Exercise details — Only the lines from the start of the data below through the line that contains "<anno-marks></anno-marks>" are to be copied, exactly and without pictures.
— start of Data section —
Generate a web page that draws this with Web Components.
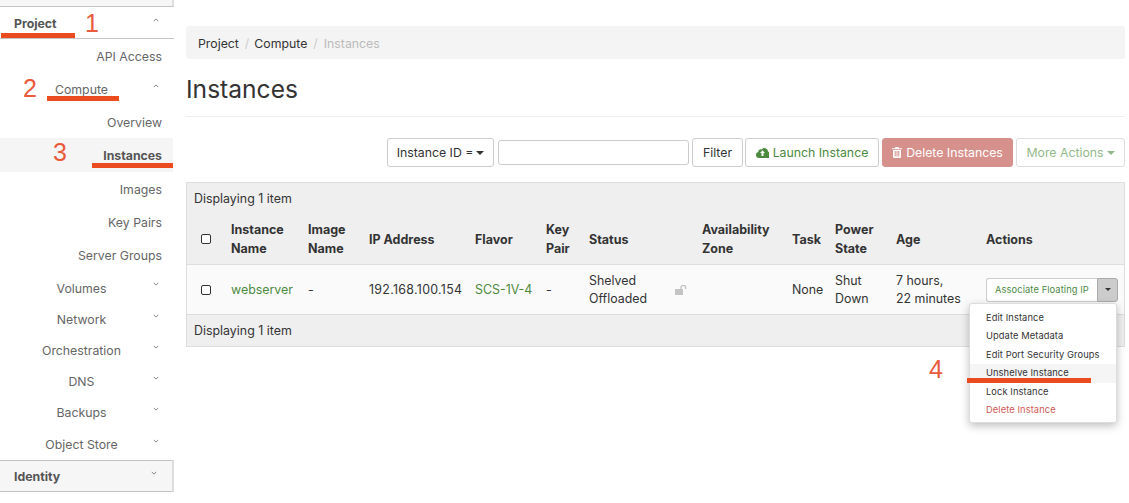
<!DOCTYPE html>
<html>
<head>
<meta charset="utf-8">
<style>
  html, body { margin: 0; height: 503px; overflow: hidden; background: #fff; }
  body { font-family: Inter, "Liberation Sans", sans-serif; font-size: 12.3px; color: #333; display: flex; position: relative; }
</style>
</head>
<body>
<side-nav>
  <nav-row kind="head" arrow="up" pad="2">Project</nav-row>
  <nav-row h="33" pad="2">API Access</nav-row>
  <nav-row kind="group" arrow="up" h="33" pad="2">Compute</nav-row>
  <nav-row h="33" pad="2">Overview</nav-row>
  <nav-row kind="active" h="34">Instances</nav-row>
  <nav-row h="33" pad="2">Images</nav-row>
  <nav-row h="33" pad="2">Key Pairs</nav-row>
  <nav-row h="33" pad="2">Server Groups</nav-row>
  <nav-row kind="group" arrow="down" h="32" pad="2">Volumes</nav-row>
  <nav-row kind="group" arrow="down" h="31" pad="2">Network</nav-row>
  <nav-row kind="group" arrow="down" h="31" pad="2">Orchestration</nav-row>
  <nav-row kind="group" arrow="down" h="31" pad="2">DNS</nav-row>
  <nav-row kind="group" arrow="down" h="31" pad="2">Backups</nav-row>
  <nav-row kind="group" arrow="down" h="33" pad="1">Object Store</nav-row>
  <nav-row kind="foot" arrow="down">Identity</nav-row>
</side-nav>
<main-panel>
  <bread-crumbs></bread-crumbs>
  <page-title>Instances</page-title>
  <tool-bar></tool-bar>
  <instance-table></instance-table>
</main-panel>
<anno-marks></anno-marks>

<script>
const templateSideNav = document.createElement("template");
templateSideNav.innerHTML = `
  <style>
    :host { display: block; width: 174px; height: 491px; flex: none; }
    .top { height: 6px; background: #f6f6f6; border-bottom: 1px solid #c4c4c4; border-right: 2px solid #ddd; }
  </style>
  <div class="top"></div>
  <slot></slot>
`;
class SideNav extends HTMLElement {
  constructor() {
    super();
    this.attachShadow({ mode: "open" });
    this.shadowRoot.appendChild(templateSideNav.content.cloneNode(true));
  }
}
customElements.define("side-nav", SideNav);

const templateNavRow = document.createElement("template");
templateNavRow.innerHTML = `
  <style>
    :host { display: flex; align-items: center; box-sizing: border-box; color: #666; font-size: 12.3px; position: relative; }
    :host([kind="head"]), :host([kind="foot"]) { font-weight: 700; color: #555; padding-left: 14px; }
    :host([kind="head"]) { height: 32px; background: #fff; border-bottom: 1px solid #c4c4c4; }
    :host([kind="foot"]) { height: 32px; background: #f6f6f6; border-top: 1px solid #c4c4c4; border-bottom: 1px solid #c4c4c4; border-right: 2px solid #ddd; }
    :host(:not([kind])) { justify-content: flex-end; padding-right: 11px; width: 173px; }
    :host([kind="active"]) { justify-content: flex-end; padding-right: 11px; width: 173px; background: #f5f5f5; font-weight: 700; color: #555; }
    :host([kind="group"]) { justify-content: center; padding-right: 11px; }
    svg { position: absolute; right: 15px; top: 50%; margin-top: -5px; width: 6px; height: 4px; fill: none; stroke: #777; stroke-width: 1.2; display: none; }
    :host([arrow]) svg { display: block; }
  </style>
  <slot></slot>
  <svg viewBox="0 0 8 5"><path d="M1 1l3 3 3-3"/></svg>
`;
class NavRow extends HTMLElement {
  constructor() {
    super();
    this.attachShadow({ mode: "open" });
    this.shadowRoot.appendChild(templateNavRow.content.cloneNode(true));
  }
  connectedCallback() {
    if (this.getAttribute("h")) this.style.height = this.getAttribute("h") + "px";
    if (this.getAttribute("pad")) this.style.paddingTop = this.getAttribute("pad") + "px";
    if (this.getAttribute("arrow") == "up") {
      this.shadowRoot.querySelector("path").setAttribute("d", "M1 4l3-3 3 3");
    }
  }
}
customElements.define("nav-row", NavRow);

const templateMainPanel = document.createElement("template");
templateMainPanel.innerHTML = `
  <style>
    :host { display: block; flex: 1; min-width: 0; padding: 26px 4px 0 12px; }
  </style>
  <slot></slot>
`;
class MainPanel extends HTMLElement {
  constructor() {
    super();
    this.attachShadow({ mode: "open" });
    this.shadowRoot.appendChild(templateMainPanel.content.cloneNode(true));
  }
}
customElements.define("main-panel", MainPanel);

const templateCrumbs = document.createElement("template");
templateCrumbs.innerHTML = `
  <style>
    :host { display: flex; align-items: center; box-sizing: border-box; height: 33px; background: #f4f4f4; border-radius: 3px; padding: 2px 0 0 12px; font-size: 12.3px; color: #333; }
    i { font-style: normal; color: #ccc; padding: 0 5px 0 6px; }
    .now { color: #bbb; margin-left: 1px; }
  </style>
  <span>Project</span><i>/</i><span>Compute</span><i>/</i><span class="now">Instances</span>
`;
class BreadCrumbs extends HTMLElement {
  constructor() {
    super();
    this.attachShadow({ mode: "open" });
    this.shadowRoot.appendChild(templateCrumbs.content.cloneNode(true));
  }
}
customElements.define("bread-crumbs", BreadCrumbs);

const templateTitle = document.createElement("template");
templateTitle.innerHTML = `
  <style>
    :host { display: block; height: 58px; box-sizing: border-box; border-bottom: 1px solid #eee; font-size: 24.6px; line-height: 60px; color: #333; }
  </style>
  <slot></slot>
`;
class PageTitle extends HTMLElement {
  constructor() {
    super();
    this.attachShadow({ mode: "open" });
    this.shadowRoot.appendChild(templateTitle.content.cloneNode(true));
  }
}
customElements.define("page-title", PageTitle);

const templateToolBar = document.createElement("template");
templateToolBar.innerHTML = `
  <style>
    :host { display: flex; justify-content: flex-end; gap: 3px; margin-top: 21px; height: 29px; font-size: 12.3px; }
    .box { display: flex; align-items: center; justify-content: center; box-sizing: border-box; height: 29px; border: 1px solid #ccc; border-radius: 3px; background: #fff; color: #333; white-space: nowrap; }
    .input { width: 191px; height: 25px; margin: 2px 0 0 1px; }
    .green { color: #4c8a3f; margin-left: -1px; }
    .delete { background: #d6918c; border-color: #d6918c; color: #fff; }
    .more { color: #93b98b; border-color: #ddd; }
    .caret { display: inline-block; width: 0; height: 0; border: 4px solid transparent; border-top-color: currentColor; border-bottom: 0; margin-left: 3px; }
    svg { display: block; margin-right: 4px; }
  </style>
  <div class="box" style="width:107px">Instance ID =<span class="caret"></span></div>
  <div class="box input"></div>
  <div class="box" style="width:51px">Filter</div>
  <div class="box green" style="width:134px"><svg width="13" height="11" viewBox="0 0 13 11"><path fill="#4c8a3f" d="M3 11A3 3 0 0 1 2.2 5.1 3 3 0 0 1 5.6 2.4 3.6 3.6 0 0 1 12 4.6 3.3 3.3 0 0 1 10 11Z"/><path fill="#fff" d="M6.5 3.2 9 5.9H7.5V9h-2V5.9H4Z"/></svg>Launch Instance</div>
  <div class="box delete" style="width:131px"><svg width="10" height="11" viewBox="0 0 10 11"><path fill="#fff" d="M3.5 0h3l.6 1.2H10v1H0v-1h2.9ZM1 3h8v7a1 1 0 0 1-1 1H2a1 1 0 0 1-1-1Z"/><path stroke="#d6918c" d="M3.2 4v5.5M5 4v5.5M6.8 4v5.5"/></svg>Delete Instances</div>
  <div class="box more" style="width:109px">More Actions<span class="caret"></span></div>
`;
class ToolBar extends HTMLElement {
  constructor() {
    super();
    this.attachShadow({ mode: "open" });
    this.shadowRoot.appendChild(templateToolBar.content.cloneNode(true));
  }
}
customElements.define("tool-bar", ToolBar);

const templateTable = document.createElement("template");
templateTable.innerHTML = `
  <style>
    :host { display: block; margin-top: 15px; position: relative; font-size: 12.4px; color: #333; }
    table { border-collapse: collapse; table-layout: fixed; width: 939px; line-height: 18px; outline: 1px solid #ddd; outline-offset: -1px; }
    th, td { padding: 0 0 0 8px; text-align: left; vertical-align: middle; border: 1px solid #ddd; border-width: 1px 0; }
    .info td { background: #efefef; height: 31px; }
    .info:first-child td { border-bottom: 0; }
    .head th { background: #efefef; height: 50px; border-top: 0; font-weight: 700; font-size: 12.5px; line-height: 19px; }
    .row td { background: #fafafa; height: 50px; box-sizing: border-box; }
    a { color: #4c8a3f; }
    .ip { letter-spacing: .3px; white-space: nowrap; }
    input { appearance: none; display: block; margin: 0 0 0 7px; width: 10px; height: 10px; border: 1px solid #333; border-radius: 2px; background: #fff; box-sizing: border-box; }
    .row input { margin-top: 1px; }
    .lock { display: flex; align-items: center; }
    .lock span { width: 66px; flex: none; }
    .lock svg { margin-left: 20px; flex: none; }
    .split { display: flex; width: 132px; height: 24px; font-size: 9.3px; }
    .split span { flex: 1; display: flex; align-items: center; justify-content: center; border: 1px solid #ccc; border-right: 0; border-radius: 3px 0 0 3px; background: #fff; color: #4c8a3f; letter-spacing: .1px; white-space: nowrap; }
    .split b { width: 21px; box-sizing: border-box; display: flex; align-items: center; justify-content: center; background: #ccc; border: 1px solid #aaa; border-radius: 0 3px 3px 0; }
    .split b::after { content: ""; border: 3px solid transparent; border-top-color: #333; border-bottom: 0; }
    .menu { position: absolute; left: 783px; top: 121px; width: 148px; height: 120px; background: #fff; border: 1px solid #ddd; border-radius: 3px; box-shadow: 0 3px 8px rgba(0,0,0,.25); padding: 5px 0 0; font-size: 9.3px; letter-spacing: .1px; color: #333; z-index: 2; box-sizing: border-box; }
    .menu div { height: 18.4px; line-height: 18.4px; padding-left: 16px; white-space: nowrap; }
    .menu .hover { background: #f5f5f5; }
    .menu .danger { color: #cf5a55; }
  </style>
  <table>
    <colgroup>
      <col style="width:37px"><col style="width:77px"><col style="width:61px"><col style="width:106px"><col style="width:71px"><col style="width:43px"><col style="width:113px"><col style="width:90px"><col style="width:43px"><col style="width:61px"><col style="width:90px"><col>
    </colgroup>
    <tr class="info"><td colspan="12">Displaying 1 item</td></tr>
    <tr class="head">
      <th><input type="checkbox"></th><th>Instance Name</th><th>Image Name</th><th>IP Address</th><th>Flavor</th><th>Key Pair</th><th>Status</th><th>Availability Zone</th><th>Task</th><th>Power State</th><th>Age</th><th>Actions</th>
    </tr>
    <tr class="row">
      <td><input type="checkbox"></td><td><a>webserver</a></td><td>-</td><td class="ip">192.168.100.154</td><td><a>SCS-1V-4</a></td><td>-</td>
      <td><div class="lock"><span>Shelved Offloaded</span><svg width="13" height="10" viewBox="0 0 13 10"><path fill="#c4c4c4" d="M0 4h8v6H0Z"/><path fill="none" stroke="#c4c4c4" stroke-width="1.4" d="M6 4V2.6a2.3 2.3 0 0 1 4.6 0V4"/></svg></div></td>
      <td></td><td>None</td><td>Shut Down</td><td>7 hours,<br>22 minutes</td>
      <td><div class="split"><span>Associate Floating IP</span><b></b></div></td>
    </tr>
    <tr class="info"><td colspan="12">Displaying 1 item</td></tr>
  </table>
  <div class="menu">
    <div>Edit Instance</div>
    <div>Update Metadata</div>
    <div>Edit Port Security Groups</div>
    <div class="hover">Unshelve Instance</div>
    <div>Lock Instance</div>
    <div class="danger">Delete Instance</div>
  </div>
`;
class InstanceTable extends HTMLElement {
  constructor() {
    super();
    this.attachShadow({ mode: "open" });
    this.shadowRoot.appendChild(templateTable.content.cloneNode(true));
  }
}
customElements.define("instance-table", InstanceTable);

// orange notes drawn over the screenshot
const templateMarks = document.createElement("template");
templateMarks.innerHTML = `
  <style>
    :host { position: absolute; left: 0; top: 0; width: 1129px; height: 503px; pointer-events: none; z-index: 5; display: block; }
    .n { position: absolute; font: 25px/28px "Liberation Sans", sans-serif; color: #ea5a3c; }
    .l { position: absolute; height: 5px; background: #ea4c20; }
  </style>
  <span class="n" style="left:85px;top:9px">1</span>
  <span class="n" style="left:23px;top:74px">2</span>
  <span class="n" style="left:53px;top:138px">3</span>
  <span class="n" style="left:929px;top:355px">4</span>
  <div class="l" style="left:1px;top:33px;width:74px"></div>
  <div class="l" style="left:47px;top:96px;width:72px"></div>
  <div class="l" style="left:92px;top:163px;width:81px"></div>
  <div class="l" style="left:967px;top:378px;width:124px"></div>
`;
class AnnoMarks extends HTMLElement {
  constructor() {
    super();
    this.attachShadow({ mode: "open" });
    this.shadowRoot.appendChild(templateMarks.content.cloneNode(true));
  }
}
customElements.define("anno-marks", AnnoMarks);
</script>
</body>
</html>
— end of Data section —
Written solution —
Generate a web page that draws this with Web Components.
<!DOCTYPE html>
<html>
<head>
<meta charset="utf-8">
<style>
  html, body { margin: 0; height: 503px; overflow: hidden; background: #fff; }
  body { font-family: Inter, "Liberation Sans", sans-serif; font-size: 12.3px; color: #333; display: flex; position: relative; }
</style>
</head>
<body>
<side-nav>
  <nav-row kind="head" arrow="up" pad="2">Project</nav-row>
  <nav-row h="33" pad="2">API Access</nav-row>
  <nav-row kind="group" arrow="up" h="33" pad="2">Compute</nav-row>
  <nav-row h="33" pad="2">Overview</nav-row>
  <nav-row kind="active" h="34">Instances</nav-row>
  <nav-row h="33" pad="2">Images</nav-row>
  <nav-row h="33" pad="2">Key Pairs</nav-row>
  <nav-row h="33" pad="2">Server Groups</nav-row>
  <nav-row kind="group" arrow="down" h="32" pad="2">Volumes</nav-row>
  <nav-row kind="group" arrow="down" h="31" pad="2">Network</nav-row>
  <nav-row kind="group" arrow="down" h="31" pad="2">Orchestration</nav-row>
  <nav-row kind="group" arrow="down" h="31" pad="2">DNS</nav-row>
  <nav-row kind="group" arrow="down" h="31" pad="2">Backups</nav-row>
  <nav-row kind="group" arrow="down" h="33" pad="1">Object Store</nav-row>
  <nav-row kind="foot" arrow="down">Identity</nav-row>
</side-nav>
<main-panel>
  <bread-crumbs></bread-crumbs>
  <page-title>Instances</page-title>
  <tool-bar></tool-bar>
  <instance-table></instance-table>
</main-panel>
<anno-marks></anno-marks>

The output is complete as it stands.